# 25hp 2stroke merc on a 1436



## scoobeb (Jul 15, 2012)

Well i was just wondering if anyone here runs a 25hp 2stroke outboard on a 1436.I know the 1436 lowe is a strong boat and rated for a 20hp.A 20 weighs more or the same as my 25hp 2stroke.Oh i guess i should mention i had to get rid of my boat and trailer do to health reasons.I paid over $2500 for both and sold them for $1000 cash,they were both 2011's.It killed me but when you haven't had a paycheck in a mth you have to do what is right to feed your family.

So now it's a waiting game to get some money for either a new boat or a nice used one.I'm thinking of going used as it just seems like when you have to sell a boat you get killed doing so.I just hate used stuff you never know what it's been through or whats been done to it.I got a ton of time to look.I have had my eye on the lowe 1436 for a long time now or either the 1440 but the price diference is big between the 2.

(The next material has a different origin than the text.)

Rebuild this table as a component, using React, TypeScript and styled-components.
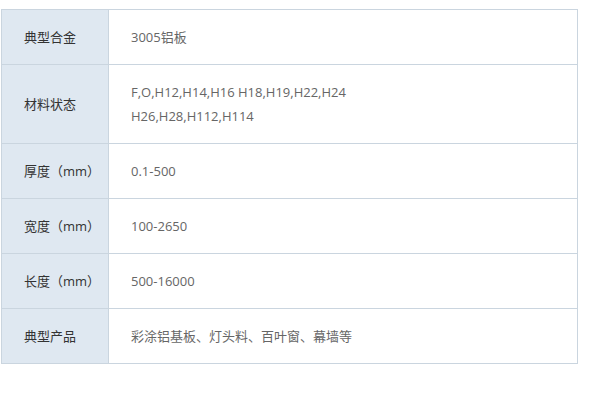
import styled, { createGlobalStyle } from "styled-components";

const GlobalStyle = createGlobalStyle`
  body {
    margin: 0;
    background: #ffffff;
    font-family: "Open Sans", "Noto Sans CJK SC", sans-serif;
  }
`;

const specs = [
  { label: "典型合金", value: ["3005铝板"] },
  {
    label: "材料状态",
    value: ["F,O,H12,H14,H16 H18,H19,H22,H24", "H26,H28,H112,H114"],
  },
  { label: "厚度（mm）", value: ["0.1-500"] },
  { label: "宽度（mm）", value: ["100-2650"] },
  { label: "长度（mm）", value: ["500-16000"] },
  { label: "典型产品", value: ["彩涂铝基板、灯头料、百叶窗、幕墙等"] },
];

export default function App() {
  return (
    <>
      <GlobalStyle />
      <Wrapper>
        <SpecTable>
          <colgroup>
            <col style={{ width: 107 }} />
            <col />
          </colgroup>
          <tbody>
            {specs.map((row) => (
              <tr key={row.label}>
                <LabelCell>{row.label}</LabelCell>
                <ValueCell>
                  {row.value.map((line) => (
                    <Line key={line}>{line}</Line>
                  ))}
                </ValueCell>
              </tr>
            ))}
          </tbody>
        </SpecTable>
      </Wrapper>
    </>
  );
}

const Wrapper = styled.div`
  padding: 9px 0 0 1px;
`;

const SpecTable = styled.table`
  width: 577px;
  table-layout: fixed;
  border-collapse: collapse;
  font-size: 13px;
`;

const Cell = styled.td`
  border: 1px solid #cad5df;
  padding: 15px 0 15px 22px;
  height: 24px;
  line-height: 24px;
  vertical-align: middle;
  text-align: left;
  white-space: nowrap;
`;

const LabelCell = styled(Cell)`
  background: #dfe8f1;
  color: #333333;
`;

const ValueCell = styled(Cell)`
  color: #666666;
`;

const Line = styled.div``;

Well i guess my biggest issue would be will the 1436 hold the motor with no issues if i have to go that route.I do know lowe makes good boats.I also really like the 1442 g3,that is a deep boat with a bit of room in it.Nice big sides at 21"deep.Well any help would be great thanks.


----------



## catsmith (Jul 15, 2012)

I never ran a motor that big on a boat that narrow my self. I know a 15 will do great. I would be leary of that much motor myself. Mainly because the Wildlife and Fisheries here in Louisiana will get you for oversizing your boat. 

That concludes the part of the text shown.